READ THE EMAIL they send you, because here is where you get access to all the goodies they promise you. This is where they can start collecting your money. (We’re also at the point in the process where a certain aforementioned company decided they can make money offa you by offering you a service that you don’t need. Worry not, because I’m here to walk you through this.)

This next part seems kind of like a digression, but I’ll mention it because, just like with the not-reading-the-email-thing, I can’t have been the first dumb artist to do it. FOR SOME UNKNOWN, GODFORSAKEN REASON I named my publishing company “Goat Soap Society,” but I’d spent the past two years laboring under the delusion that I’d named it “Goat Soap Songs.” I even had that printed on my CDs. (A PRO will ask for three or so versions of a name when you register as a publishing company, because they want to pick names that are least similar to existing companies.
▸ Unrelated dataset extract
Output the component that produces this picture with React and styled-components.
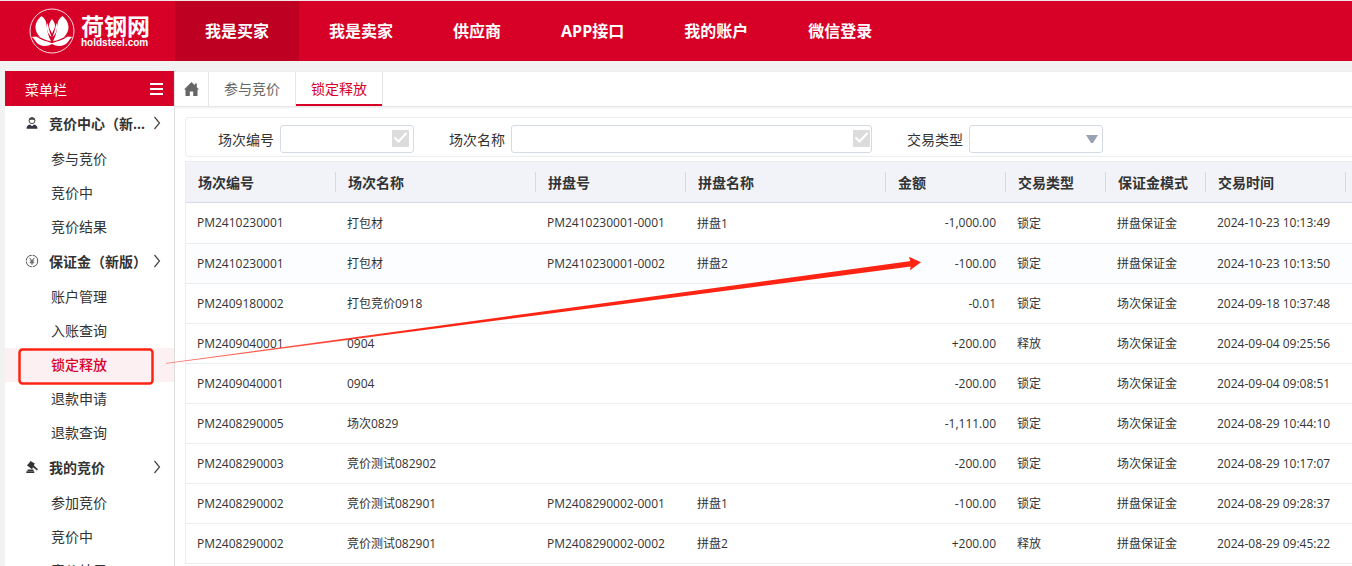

So I gave them a few variations, and they did not pick my first choice.)

Maybe at this point we can just say that “Goat Soap Songs” refers to my, oh, I don’t know, own personal record label, since I recorded and pressed it independently? And maybe people [i.e. radio stations and those ever-elusive music biz bigwigs] don’t even need to know what my publishing company is? Maybe it’s just a tool for me to collect 100% of my royalties, a vestige of a bygone era where most money made in the music biz was from actual printed, published scores?
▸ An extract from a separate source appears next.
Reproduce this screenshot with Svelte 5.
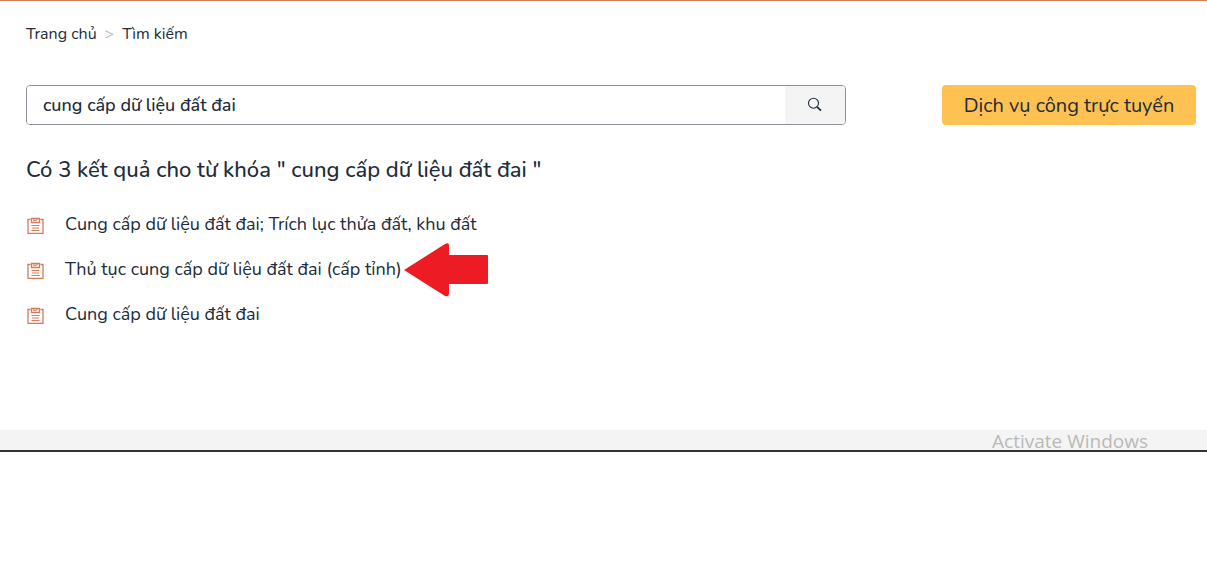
<script>
  let query = $state('cung cấp dữ liệu đất đai');
  const submitted = 'cung cấp dữ liệu đất đai';
  const results = [
    { title: 'Cung cấp dữ liệu đất đai; Trích lục thửa đất, khu đất' },
    { title: 'Thủ tục cung cấp dữ liệu đất đai (cấp tỉnh)', marked: true },
    { title: 'Cung cấp dữ liệu đất đai' }
  ];
</script>

<main>
  <nav aria-label="Breadcrumb">
    <a href="#home">Trang chủ</a>
    <span class="sep">&gt;</span>
    <a href="#search">Tìm kiếm</a>
  </nav>

  <div class="tools">
    <form class="search" onsubmit={(e) => e.preventDefault()}>
      <input type="text" aria-label="Tìm kiếm" bind:value={query} />
      <button type="submit" aria-label="Tìm kiếm">
        <svg width="16" height="16" viewBox="0 0 16 16" fill="none" stroke="#212b3b">
          <circle cx="6.5" cy="6.2" r="5" stroke-width="1.1" />
          <path d="M10 9.8L14 13.6" stroke-width="1.8" />
        </svg>
      </button>
    </form>
    <a class="service" href="#services">Dịch vụ công trực tuyến</a>
  </div>

  <h1>Có {results.length} kết quả cho từ khóa " {submitted} "</h1>

  <ul>
    {#each results as item}
      <li>
        <svg class="doc" width="19" height="18" viewBox="0 0 19 18" fill="none" stroke="#d47c5a">
          <path d="M4.5 2.5H2V16.4H17V2.5H14.5" stroke-width="1.3" />
          <path d="M5.5 1.5H13.5V5.5H5.5Z" stroke-width="1.3" />
          <path d="M7.8 1.5V3.7H9.5L9.5 3H11.2V1.5" stroke-width="1" />
          <path d="M5.5 8.5H13.5M5.5 13.5H13.5" stroke-width="1.2" />
          <path d="M6 11H13" stroke-width="1" />
        </svg>
        <a href="#result">{item.title}</a>
        {#if item.marked}
          <svg class="arrow" width="84" height="54" viewBox="0 0 84 54" fill="#ed1c24" aria-hidden="true">
            <path d="M0 27L41 1Q45 -1 45 2V12H83Q84 12 84 13V40Q84 41 83 41H45V51Q45 54 41 53Z" />
          </svg>
        {/if}
      </li>
    {/each}
  </ul>
</main>

<footer><span>Activate Windows</span></footer>

<style>
  :global(body) {
    margin: 0;
    background: #fff;
  }
  main {
    box-sizing: border-box;
    min-height: 430px;
    padding: 21px 11px 0 26px;
    border-top: 1px solid #d47c5a;
    font-family: Nunito, 'Open Sans', 'Noto Sans', sans-serif;
    color: #212b3b;
  }
  a {
    color: inherit;
    text-decoration: none;
  }
  nav {
    display: flex;
    gap: 8px;
    font-size: 16px;
    line-height: 24px;
  }
  .sep {
    color: #b9bcc0;
  }
  .tools {
    display: grid;
    grid-template-columns: 1fr 254px;
    gap: 96px;
    margin-top: 39px;
  }
  .search {
    display: flex;
    box-sizing: border-box;
    height: 40px;
    border: 1px solid #8a8f98;
    border-radius: 4px;
    overflow: hidden;
  }
  input {
    flex: 1;
    min-width: 0;
    padding: 0 16px;
    border: 0;
    outline: 0;
    background: #fff;
    color: inherit;
    font: 500 18px 'Nunito', 'Open Sans', 'Noto Sans', sans-serif;
  }
  button {
    display: flex;
    align-items: center;
    justify-content: center;
    width: 60px;
    padding: 0;
    border: 0;
    background: #f4f4f4;
  }
  .service {
    box-sizing: border-box;
    height: 40px;
    padding-top: 1px;
    border-radius: 4px;
    background: #ffc151;
    font-size: 20px;
    line-height: 40px;
    text-align: center;
    white-space: nowrap;
  }
  h1 {
    margin: 29px 0 0;
    font-size: 22px;
    font-weight: 500;
    line-height: 32px;
  }
  ul {
    margin: 15px 0 0;
    padding: 0;
    list-style: none;
  }
  li {
    position: relative;
    display: flex;
    align-items: center;
    gap: 20px;
    height: 45px;
    font-size: 18px;
  }
  .doc {
    margin-top: 4px;
  }
  .arrow {
    position: absolute;
    left: 378px;
    top: -3px;
  }
  footer {
    display: flex;
    justify-content: flex-end;
    padding-right: 59px;
    border-bottom: 2px solid #333338;
    background: #f4f4f4;
    color: #b9b9b9;
    font: 19px/22px 'Open Sans', sans-serif;
    height: 20px;
  }
</style>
Clearly, these are questions that I do not have answers to, yet. I’ll keep you posted, should the universe ever deign to enlighten me.

Your To-do List

You’re good. You’re set. You understand all the weird legal distinctions and now you are ready to buckle down in front of the computer and get to work. Here’s where you can start.

  • Pick your PRO. You could try the pick-five-awesome-CDs-and-look-for-their-PRO-affiliation method I used; a draw-the-PRO-from-the-hat game; come up with some kind of drinking game with your other soon-to-be PRO-affiliated musician friends; or perform some kind of moonlit-fire-based pagan ritual involving silver daggers, an innocent lamb, and mead. You could also, perhaps, even check out a bunch of PROs’ websites and look into what each organization could do for you. But seriously, that’s not as interesting as our other options, right?
  • Fill out your applications online. For some reason ASCAP wants you to do one at a time, so start off applying as a writer and when that clears, do your publishing company. It’ll give you more time to come up with an awesome name that they’ll reject because it’s too similar to existing companies’ names.
  • Wait for about two weeks, anxiously, with much high-schoolish angst about rejection. Don’t be surprised when they don’t reject you. They won’t. There’s probably no reason for them not to accept your application, and your money.
  • Repeat above steps, filling out a new application for your publishing company.
  • Wait, feel angst, relief, etc.
  • Receive email(s) congratulating you on your membership.
  • Read email(s) congratulating you on your membership.
  • Follow instructions to create your weird ASCAP Members Access account (or whatever your company’s equivalent) for both your songwriter self (Sage Harrington) and your publishing company (Goat Soap Society).
  • Log into said account, at which time you can tell them the titles of all the fabulous songs you’ve written, including the songs you could have sworn you already told them about two years previously.
  • Here’s how this will work: they will ask you for the title of the song. They will ask you for the song’s writers, and the song’s publishers. (If you’re like me, there’s only one writer [Sage Harrington] and one publisher [Goat Soap Songs].) That’s basically it. You can give them more info if you’re particularly fastidious, but it’s optional. (ASCAP calls this “Registering a Work,” and thankfully they have a full set of video tutorials on how to do it, or I may not have gotten through the process with a full head of hair.)
  • Something to keep in mind: if you’ve got two accounts going (on both the writer’s and publisher’s sides), you’ll only need to log into one, and register your songs once, from one account. I logged in as Sage Harrington, Registered a bunch of Works (my entire set list), then logged out and logged in as Goat Soap Society, at which point I started Registering the same Works. A second time. I got through about four titles before I thought, “Wait, what am I doing? These are going to pop up as duplicates.” And, later, they did. So you just have to Register Works once, through one account. I envision this in my future: not worrying too much about my Goat Soap Society account, and not logging into it very much. I’ll keep you posted on that.
  • Here’s where you wait—this time for a week or two—for the mysterious cubicle-trapped data-entry-ing folk on the other end of your Internet connection to do their thing.
  • Voila! Your songs have magically appeared in your PRO’s online database. You can log into your account, and look at your catalog of works. Gaze at it lovingly. Scroll back and forth admiringly. Repeat.
  • Then, you can do this cool thing where, as Dandee urges (in Your PRO Manual, Vol. 2), you sign up with your PRO’s live music payout system. ASCAP calls theirs ASCAP OnStage. This is where you tell them the titles of all the fabulous songs you performed (that, remember, you’ve previously Registered) at your latest show at a bar, restaurant, or any other venue that pays into PRO’s. You’ll tell them that you performed your own songs. You’ll also tell them which songs you covered. You’ll include every song in your set list whose songwriter is registered with a PRO.
  • Now, you receive money for having written a song that you performed! And Leonard Cohen receives money because you performed a song of his! And Andrew Bird! And Regina Spektor! And Brandi Carlile! All these people, including you, will get cash for your show, no matter how huge or tiny or attentive or drunk or loving the crowd. YAY.

Here be Monsters

Here’s where I’ll have to stop writing about PROs, for now. I cannot lead you any more along the known path, because we’ve reached a place I haven’t yet ventured into.

This here is a wild and tangled land of near-legalese and confusion. It’s nearly unnavigable. But there are royalties tangled in those brambles, waiting to be plucked like juicy blackberries. Anyway, take heed, take care, and enjoy the sweet fruits of the royalty bush.